A few more random pros/cons:
- The CR-V benefits from a big upgrade in standard content, adding a multi-angle rear-view camera, Honda’s i-MID “intelligent multi information display” screen, Bluetooth functionality, SMS texting functionality and Pandora Internet radio; also, a rear-seat DVD entertainment system is now optional, as Honda is trying to bring more young families to the sales mix.
- Expanded side-view mirrors are standard as well, helping shrink the CR-V’s blindspots; impressively, despite their larger size, their effect on road noise was fairly minimal—credit the CR-V’s extensive NVH improvements here.
- A “conversation mirror” to help keep an eye on second-row passengers is standard.
- The eco-coaching system, which features changing light colors around the CR-V’s speedometer, was much too subtle, especially in bright daylight.

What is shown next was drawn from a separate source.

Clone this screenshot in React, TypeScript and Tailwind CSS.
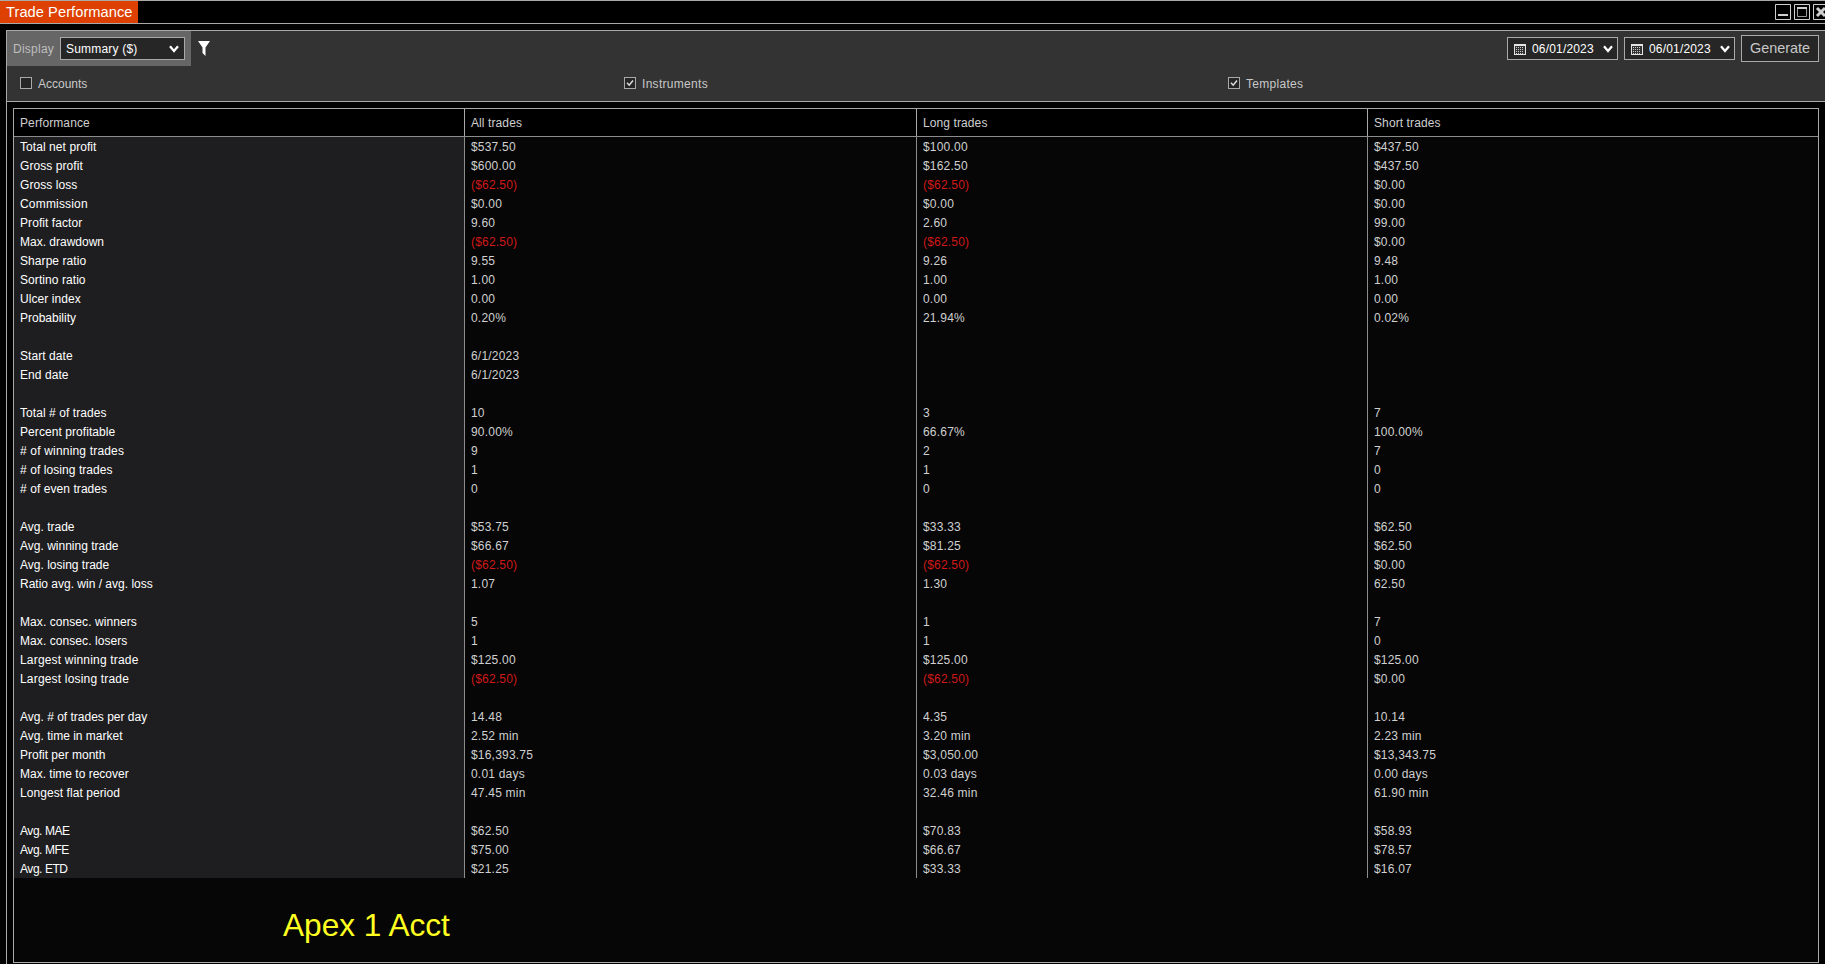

- The only way to release the back liftgate is by using the liftgate’s handle—there’s no remote release in the cabin or on the key fob, and, needless to say, there’s nothing like the Escape’s new system, which allows the hatch to be opened when you pass your foot below the rear bumper.
- The CR-V passed my roof-rail test with flying colors, relying on actual roof rails and well-finished sealing.
- Those integrated rear lights look pretty sharp.
- Pricing was not released yet, but Honda claims MSRPs will reflect relatively minimal increases.
Overall, the 2012 Honda CR-V is a superior example of a small crossover, exhibiting the above-average ride, workmanship and features that you traditionally expect from a Honda vehicle. But although that positions it a rung above the new Civic, IMHO, Honda either has not attempted to break new ground or, more worryingly for the automaker’s future, was prevented from doing so as a result of a resources crunch caused by the disasters in Japan and Thailand.
Either way, the 2012 Honda CR-V should remain the top choice in the industry for customers who want a Honda CR-V. Which, since that seems to have been Honda’s goal from the beginning, means the new CR-V is a definite success.
Honda made this vehicle available at a media event for this review.